- _PROVIDED DATA_:
* Begin *

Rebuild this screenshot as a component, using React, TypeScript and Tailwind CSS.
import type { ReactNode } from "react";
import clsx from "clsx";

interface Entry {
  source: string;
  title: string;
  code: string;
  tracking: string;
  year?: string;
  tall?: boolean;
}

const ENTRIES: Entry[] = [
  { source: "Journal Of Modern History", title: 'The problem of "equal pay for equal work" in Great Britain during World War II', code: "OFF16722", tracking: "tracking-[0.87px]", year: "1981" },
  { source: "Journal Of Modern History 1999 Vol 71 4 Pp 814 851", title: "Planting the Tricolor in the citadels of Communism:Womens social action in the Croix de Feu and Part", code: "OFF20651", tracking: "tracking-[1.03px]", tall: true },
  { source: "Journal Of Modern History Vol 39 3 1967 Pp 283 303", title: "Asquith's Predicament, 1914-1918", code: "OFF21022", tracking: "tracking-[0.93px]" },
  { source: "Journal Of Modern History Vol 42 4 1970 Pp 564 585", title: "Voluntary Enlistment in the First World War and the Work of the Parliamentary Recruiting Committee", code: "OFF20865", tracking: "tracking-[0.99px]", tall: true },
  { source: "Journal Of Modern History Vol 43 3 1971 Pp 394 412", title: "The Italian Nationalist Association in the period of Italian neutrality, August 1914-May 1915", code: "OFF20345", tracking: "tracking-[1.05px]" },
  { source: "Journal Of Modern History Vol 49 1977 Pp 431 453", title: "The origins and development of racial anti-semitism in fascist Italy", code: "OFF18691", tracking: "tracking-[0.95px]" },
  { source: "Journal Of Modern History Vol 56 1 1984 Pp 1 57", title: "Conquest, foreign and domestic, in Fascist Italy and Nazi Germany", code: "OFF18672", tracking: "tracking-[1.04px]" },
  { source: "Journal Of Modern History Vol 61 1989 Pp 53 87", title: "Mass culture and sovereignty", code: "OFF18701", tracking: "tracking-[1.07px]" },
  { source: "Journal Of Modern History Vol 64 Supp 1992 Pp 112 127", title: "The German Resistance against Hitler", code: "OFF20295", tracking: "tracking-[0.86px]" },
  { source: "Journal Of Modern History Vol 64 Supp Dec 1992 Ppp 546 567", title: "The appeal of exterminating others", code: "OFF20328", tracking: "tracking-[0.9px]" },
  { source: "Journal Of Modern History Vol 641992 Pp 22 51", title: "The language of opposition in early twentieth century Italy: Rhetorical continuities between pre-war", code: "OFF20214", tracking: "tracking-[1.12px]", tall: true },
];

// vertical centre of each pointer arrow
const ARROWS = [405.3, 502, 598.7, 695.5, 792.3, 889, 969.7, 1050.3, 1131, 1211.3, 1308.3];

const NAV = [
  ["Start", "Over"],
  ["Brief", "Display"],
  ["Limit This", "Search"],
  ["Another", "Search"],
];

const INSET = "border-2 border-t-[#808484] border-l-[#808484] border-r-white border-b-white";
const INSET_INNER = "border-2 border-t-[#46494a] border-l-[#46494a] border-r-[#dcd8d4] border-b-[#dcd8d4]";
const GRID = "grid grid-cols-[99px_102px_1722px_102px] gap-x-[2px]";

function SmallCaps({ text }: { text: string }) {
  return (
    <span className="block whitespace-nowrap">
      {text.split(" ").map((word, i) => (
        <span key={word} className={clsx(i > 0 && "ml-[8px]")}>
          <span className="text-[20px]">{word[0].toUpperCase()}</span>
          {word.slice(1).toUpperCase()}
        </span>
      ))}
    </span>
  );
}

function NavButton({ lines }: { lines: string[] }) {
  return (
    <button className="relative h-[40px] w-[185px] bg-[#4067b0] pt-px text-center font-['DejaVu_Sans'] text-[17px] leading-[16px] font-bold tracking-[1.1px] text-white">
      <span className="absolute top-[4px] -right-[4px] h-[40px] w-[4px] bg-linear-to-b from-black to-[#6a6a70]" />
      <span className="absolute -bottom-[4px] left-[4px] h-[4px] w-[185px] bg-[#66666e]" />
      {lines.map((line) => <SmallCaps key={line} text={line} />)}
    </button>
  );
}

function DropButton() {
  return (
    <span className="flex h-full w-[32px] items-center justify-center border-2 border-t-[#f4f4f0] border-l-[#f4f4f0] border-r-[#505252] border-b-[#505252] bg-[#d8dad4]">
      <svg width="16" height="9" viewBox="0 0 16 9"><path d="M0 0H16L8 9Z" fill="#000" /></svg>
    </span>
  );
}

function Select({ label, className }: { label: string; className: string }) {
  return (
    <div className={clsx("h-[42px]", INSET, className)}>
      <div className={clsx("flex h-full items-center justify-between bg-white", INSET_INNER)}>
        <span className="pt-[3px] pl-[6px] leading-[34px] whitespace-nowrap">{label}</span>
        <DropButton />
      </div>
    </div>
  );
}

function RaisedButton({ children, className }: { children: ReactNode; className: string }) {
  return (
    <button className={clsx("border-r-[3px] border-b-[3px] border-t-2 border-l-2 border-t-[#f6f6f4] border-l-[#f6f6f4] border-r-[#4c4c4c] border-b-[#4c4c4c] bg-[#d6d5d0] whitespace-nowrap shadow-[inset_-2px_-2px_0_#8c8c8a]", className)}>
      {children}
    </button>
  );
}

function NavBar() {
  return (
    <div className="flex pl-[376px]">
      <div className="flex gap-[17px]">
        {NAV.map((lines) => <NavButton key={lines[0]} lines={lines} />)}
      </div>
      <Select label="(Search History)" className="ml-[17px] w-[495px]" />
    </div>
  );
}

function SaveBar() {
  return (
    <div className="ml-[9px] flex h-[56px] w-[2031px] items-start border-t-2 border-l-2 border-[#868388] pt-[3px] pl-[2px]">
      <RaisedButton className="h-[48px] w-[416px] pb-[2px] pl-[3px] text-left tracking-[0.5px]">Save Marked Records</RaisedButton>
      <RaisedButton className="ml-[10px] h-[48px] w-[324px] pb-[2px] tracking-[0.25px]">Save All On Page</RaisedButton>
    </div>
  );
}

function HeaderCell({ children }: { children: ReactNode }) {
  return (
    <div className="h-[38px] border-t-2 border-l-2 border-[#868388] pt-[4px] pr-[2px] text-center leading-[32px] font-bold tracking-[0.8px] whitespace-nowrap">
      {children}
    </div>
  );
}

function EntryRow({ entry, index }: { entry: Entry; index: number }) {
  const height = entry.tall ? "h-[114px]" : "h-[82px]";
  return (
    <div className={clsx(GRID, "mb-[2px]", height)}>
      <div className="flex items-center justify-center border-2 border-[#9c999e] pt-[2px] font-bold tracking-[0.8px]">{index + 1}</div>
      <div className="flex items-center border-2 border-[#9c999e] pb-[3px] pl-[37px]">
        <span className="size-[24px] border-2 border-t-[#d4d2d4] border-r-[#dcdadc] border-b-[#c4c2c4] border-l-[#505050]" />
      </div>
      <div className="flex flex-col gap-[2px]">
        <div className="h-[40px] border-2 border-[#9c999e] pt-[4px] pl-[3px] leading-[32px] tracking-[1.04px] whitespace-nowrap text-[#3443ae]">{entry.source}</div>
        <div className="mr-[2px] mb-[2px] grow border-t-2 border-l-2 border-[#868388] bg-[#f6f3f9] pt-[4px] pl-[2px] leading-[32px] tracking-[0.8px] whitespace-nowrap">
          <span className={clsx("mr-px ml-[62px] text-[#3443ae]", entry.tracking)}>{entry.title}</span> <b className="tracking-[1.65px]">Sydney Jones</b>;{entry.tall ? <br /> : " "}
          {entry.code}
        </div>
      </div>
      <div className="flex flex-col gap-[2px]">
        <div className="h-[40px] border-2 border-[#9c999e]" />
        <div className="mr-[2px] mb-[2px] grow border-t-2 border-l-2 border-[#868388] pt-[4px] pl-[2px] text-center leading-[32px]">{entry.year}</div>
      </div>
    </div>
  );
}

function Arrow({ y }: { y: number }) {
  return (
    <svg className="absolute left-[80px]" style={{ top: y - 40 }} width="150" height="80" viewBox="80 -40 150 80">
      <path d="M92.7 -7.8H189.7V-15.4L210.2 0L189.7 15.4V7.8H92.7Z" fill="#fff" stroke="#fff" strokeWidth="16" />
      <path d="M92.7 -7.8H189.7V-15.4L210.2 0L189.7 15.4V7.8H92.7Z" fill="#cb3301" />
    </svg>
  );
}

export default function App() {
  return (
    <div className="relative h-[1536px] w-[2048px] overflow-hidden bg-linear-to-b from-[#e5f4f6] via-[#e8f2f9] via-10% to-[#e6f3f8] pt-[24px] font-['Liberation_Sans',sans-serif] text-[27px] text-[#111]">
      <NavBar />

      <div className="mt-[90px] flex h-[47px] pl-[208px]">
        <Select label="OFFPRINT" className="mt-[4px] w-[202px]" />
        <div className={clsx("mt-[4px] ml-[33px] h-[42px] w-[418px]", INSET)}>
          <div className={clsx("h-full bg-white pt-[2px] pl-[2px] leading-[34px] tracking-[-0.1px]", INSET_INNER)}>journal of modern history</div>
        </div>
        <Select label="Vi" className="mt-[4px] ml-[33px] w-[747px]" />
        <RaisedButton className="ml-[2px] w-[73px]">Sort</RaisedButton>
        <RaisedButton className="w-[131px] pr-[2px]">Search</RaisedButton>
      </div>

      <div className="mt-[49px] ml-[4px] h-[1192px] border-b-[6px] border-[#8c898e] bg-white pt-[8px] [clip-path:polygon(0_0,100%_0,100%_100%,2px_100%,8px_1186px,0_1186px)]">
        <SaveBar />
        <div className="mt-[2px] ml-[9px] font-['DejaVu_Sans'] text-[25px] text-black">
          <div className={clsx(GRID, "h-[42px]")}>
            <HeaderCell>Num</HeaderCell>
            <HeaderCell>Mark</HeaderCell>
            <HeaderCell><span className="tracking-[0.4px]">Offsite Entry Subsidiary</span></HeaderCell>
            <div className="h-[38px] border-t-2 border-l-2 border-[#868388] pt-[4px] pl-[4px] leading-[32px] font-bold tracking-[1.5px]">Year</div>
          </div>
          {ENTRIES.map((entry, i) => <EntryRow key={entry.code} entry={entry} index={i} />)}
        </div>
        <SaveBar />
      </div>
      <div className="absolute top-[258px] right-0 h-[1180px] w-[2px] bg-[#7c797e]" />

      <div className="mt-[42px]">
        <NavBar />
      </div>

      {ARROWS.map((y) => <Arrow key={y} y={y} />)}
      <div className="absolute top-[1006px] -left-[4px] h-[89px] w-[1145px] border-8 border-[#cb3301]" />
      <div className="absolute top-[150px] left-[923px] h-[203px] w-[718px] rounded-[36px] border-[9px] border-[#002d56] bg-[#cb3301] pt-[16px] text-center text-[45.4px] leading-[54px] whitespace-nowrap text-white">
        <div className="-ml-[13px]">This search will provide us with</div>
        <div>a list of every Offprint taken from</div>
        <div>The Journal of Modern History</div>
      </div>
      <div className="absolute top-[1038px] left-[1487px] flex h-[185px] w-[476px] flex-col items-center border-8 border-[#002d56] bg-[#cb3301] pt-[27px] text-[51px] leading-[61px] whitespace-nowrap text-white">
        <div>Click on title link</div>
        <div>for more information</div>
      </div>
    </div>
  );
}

* End *

- _YOUR GOAL_:
Exactly as written, please reproduce the lines from the first line of the data to the line containing "import clsx from", inclusive, and nothing else.

- _TASK RESULT_:
Rebuild this screenshot as a component, using React, TypeScript and Tailwind CSS.
import type { ReactNode } from "react";
import clsx from "clsx";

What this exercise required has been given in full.